Midnight on Thursday marks the final chance for homeowners to secure the current incentive of 12.47p per kWh for electricity from solar panels. The feed-in tariff scheme then closes to new applicants for three weeks and anyone installing panels will get 4.39p per kWh, a 65% cut that was branded “huge and misguided” when it was announced just before Christmas.

The cost of solar panels could soon go up by as much as £900 for the average home after the government said they should no longer qualify for a lower rate of VAT because of EU state aid rules. A consultation on the VAT change ends on 3 February.

The Solar Trade Association said solar was still attractive even though the payback period for an average system – costing about £6,000 – would now be about 14 years, up from eight years with the current incentive rates.

“It’s still a great investment,” said a spokeswoman for the trade body. “And for anyone who is replacing their roof, it’s a no-brainer to be replacing with solar.” A significant part of installation costs are for scaffolding.

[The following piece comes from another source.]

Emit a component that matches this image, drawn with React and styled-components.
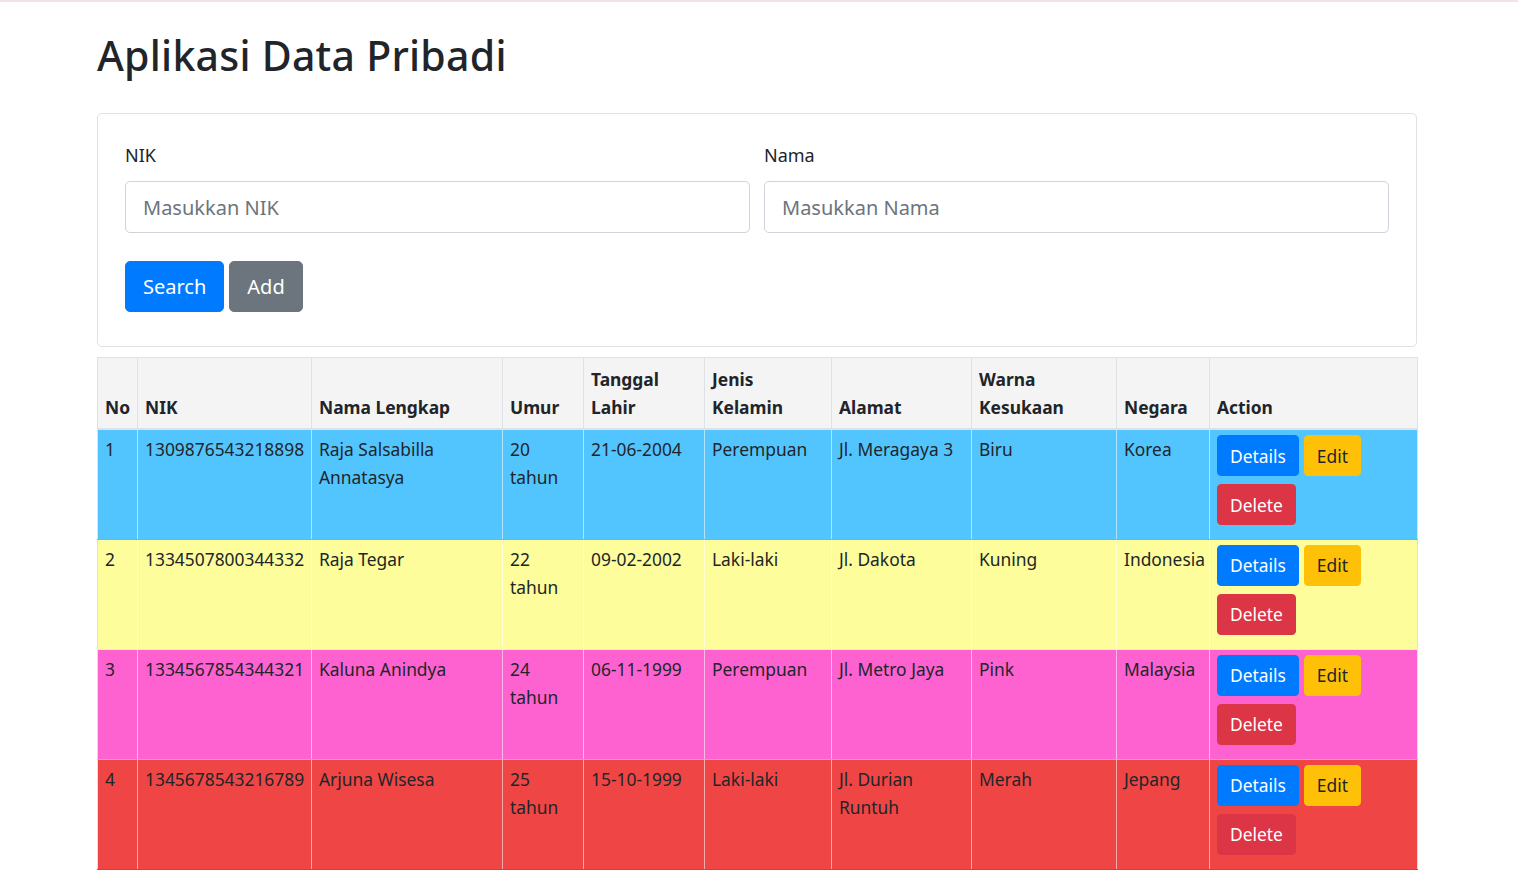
import styled, { createGlobalStyle } from "styled-components";

const GlobalStyle = createGlobalStyle`
  body {
    margin: 0;
    font-family: "Noto Sans", "Open Sans", Arial, sans-serif;
    color: #212529;
    background: #fff;
    border-top: 2px solid #f1e3e9;
  }
  * {
    box-sizing: border-box;
  }
`;

const rows = [
  {
    no: 1,
    nik: "1309876543218898",
    nama: "Raja Salsabilla Annatasya",
    umur: "20 tahun",
    lahir: "21-06-2004",
    jk: "Perempuan",
    alamat: "Jl. Meragaya 3",
    warna: "Biru",
    negara: "Korea",
    bg: "#52c5fe",
    line: "#2fd1ff",
  },
  {
    no: 2,
    nik: "1334507800344332",
    nama: "Raja Tegar",
    umur: "22 tahun",
    lahir: "09-02-2002",
    jk: "Laki-laki",
    alamat: "Jl. Dakota",
    warna: "Kuning",
    negara: "Indonesia",
    bg: "#fdfd9b",
    line: "#ececd0",
  },
  {
    no: 3,
    nik: "1334567854344321",
    nama: "Kaluna Anindya",
    umur: "24 tahun",
    lahir: "06-11-1999",
    jk: "Perempuan",
    alamat: "Jl. Metro Jaya",
    warna: "Pink",
    negara: "Malaysia",
    bg: "#fe62d0",
    line: "#ff8fe2",
  },
  {
    no: 4,
    nik: "1345678543216789",
    nama: "Arjuna Wisesa",
    umur: "25 tahun",
    lahir: "15-10-1999",
    jk: "Laki-laki",
    alamat: "Jl. Durian Runtuh",
    warna: "Merah",
    negara: "Jepang",
    bg: "#f04545",
    line: "#ff2a2a",
  },
];

const columns = [
  { label: "No", width: 40 },
  { label: "NIK", width: 174 },
  { label: "Nama Lengkap", width: 191 },
  { label: "Umur", width: 81 },
  { label: "Tanggal Lahir", width: 121 },
  { label: "Jenis Kelamin", width: 127 },
  { label: "Alamat", width: 140 },
  { label: "Warna Kesukaan", width: 145 },
  { label: "Negara", width: 93 },
  { label: "Action", width: 208 },
];

const App = () => {
  return (
    <Container>
      <GlobalStyle />
      <Title>Aplikasi Data Pribadi</Title>
      <Card>
        <FieldRow>
          <Field>
            <Label>NIK</Label>
            <Input placeholder="Masukkan NIK" />
          </Field>
          <Field>
            <Label>Nama</Label>
            <Input placeholder="Masukkan Nama" />
          </Field>
        </FieldRow>
        <ButtonRow>
          <BigButton $bg="#007bff">Search</BigButton>
          <BigButton $bg="#6c757d">Add</BigButton>
        </ButtonRow>
      </Card>
      <Table>
        <colgroup>
          {columns.map((c) => (
            <col key={c.label} style={{ width: c.width }} />
          ))}
        </colgroup>
        <thead>
          <tr>
            {columns.map((c) => (
              <Th key={c.label}>{c.label}</Th>
            ))}
          </tr>
        </thead>
        <tbody>
          {rows.map((r) => (
            <Row key={r.no} $bg={r.bg} $line={r.line}>
              <Td>{r.no}</Td>
              <Td>{r.nik}</Td>
              <Td>{r.nama}</Td>
              <Td>{r.umur}</Td>
              <Td>{r.lahir}</Td>
              <Td>{r.jk}</Td>
              <Td>{r.alamat}</Td>
              <Td>{r.warna}</Td>
              <Td>{r.negara}</Td>
              <Td>
                <Actions>
                  <SmallButton $bg="#007bff">Details</SmallButton>
                  <SmallButton $bg="#ffc107" $color="#212529">
                    Edit
                  </SmallButton>
                  <SmallButton $bg="#dc3545">Delete</SmallButton>
                </Actions>
              </Td>
            </Row>
          ))}
        </tbody>
      </Table>
    </Container>
  );
};

const Container = styled.div`
  width: 1320px;
  margin-left: 97px;
  padding-top: 26px;
`;

const Title = styled.h1`
  margin: 0 0 31px;
  font-size: 41px;
  font-weight: 500;
  letter-spacing: 0.25px;
  line-height: 54px;
  color: #212529;
`;

const Card = styled.div`
  border: 1px solid #dfe2e6;
  border-radius: 5px;
  padding: 28px 27px 34px;
`;

const FieldRow = styled.div`
  display: grid;
  grid-template-columns: 1fr 1fr;
  gap: 14px;
`;

const Field = styled.div`
  display: flex;
  flex-direction: column;
`;

const Label = styled.label`
  font-size: 18px;
  line-height: 27px;
  margin-bottom: 12px;
  color: #212529;
`;

const Input = styled.input`
  height: 52px;
  padding: 0 17px;
  font-family: inherit;
  font-size: 20px;
  color: #495057;
  border: 1px solid #ced4da;
  border-radius: 5px;
  outline: none;
  &::placeholder {
    color: #6c757d;
  }
`;

const ButtonRow = styled.div`
  display: flex;
  gap: 5px;
  margin-top: 28px;
`;

const BigButton = styled.button`
  height: 51px;
  padding: 0 17px;
  font-family: inherit;
  font-size: 20px;
  color: #fff;
  background: ${(p) => p.$bg};
  border: 1px solid ${(p) => p.$bg};
  border-radius: 5px;
`;

const Table = styled.table`
  width: 1320px;
  margin-top: 10px;
  table-layout: fixed;
  border-collapse: collapse;
  font-size: 17.4px;
  line-height: 28px;
`;

const Th = styled.th`
  text-align: left;
  vertical-align: bottom;
  font-weight: 700;
  padding: 7px 7px 7px;
  background: #f4f4f4;
  border: 1px solid #dee2e6;
  border-bottom-width: 2px;
`;

const Row = styled.tr`
  background: ${(p) => p.$bg};
  & > td {
    border-bottom: 1px solid ${(p) => p.$line};
    border-left: 1px solid rgba(255, 255, 255, 0.55);
    border-right: 1px solid rgba(255, 255, 255, 0.55);
  }
  & > td:first-child {
    border-left-color: #dee2e6;
  }
  & > td:last-child {
    border-right-color: #dee2e6;
  }
`;

const Td = styled.td`
  vertical-align: top;
  padding: 5px 7px 5px;
  height: 110px;
`;

const Actions = styled.div`
  display: flex;
  flex-wrap: wrap;
  column-gap: 5px;
  row-gap: 8px;
  padding-bottom: 8px;
`;

const SmallButton = styled.button`
  height: 41px;
  padding: 0 12px;
  font-family: inherit;
  font-size: 17.4px;
  color: ${(p) => p.$color || "#fff"};
  background: ${(p) => p.$bg};
  border: 1px solid ${(p) => p.$bg};
  border-radius: 4px;
`;

export default App;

The Liberal Democrat peer Lynne Featherstone has tabled a regret motion in the Lords over the subsidy cuts. If the motion wins significant Labour and Lib Dem support, it could potentially block them.

The shadow energy secretary, Lisa Nandy, has written to the environment secretary, Amber Rudd, calling on her to abandon the changes or at least allow a debate in the Commons.

She said: “Just as solar energy is reaching cost parity with fossil fuels, the chancellor’s cuts to the feed-in tariff are shortsighted and misguided. The government is derailing an industry with the potential to be a new British powerhouse.”

After the revised feed-in tariff scheme reopens on 8 February, the total paid out to new homeowners will be capped each year at £100m, with caps set every quarter. The government expects the cap will limit the number of solar installations to about 15-16,000 each quarter this year. If a homeowner misses out on a quarter because of the cap, they can “queue” for the next quarter.

“[The] industry will survive in the long-term but we could see a big decline for the next two years,” said Alasdair Cameron, a renewable energy campaigner at Friends of the Earth, which is unhappy at what it sees as a cap on aspiration for solar.

Cameron said the 4% return that consumers are expected to get with the lower solar payments was inconsistent with the higher returns new nuclear is expected to get, which is also being subsidised by government.

He said: “It’s hard to avoid the assumption that the government is treating renewables differently.”